- Springfield, Massachusetts United States

Information
- Type: Private Christian School
- Religious affiliation: Non-denominational
- Opened: September 1972
- Faculty: 30
- Grades: K–12
- Enrollment: 300
- Campus size: 25 acres (10 ha)
- Campus type: Day school
- Colors: Blue and white
- Team name: Eagles
- Website: pvcama.org

= Pioneer Valley Christian Academy =

Pioneer Valley Christian Academy is a private, non-denominational Christian school in Springfield, Massachusetts, United States. Founded in 1972, the school is accredited by the Association of Christian Schools International (ACSI) and the New England Association of Christian Schools (NEACS). The school has over 350 students in pre-K through Grade 12.

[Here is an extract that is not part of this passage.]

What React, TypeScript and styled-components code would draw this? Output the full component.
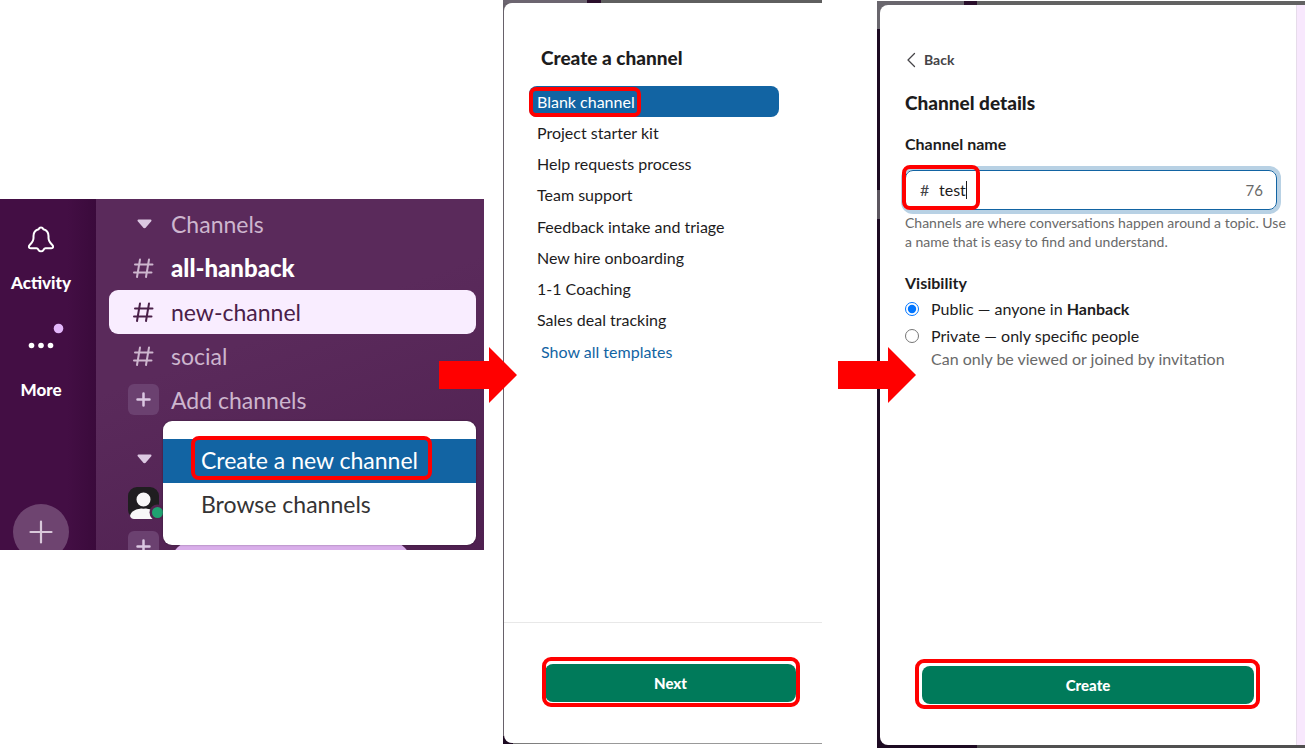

On August 19, 2014, Pioneer Valley Christian School (PVCS) unveiled a new sign and logo. The new sign and logo highlight the name change to Pioneer Valley Christian Academy (PVCA), which school officials believe reflects its academic offerings better.

==History==
East Longmeadow Christian Day School opened in September 1972 in the facilities of the First Baptist Church of East Longmeadow, MA. Enrollment that year consisted of eighteen students in grades 1–4, a headmaster, and one teacher. As the school grew, additional grades were added, and in 1975 a high school for grades 9–12 was established. In 1977, Harold Duff, the former president of Christian Schools, Inc. in Maine, joined the school as Headmaster. Duff was also the founder of Christian Schools, Inc., which included Glen Cove Christian Academy, Glen Cove Bible College, and Canaan Christian Elementary School In 1980 Timothy Duff was hired as headmaster.

In 1985 the school moved to its present campus when it purchased the former Ursuline Academy campus. In 2002 six classrooms were added to the elementary wing. In 2009 a 17,000 sqft addition was opened, including a science lab and lecture hall, art room, technology room, music rooms for choral and instrumental instruction, a multi-purpose room, and additional classrooms. In 2016 a 39,000 sqft addition was completed, adding a new gymnasium, training rooms, locker rooms, library, and additional classrooms.

In 2023 Headmaster Timothy Duff retired after 43 years. Since 2023, Dr. Josh Keegan has served as Head of School.

==Campus==
Pioneer Valley Christian Academy is located on a 25 acre campus in Western Massachusetts.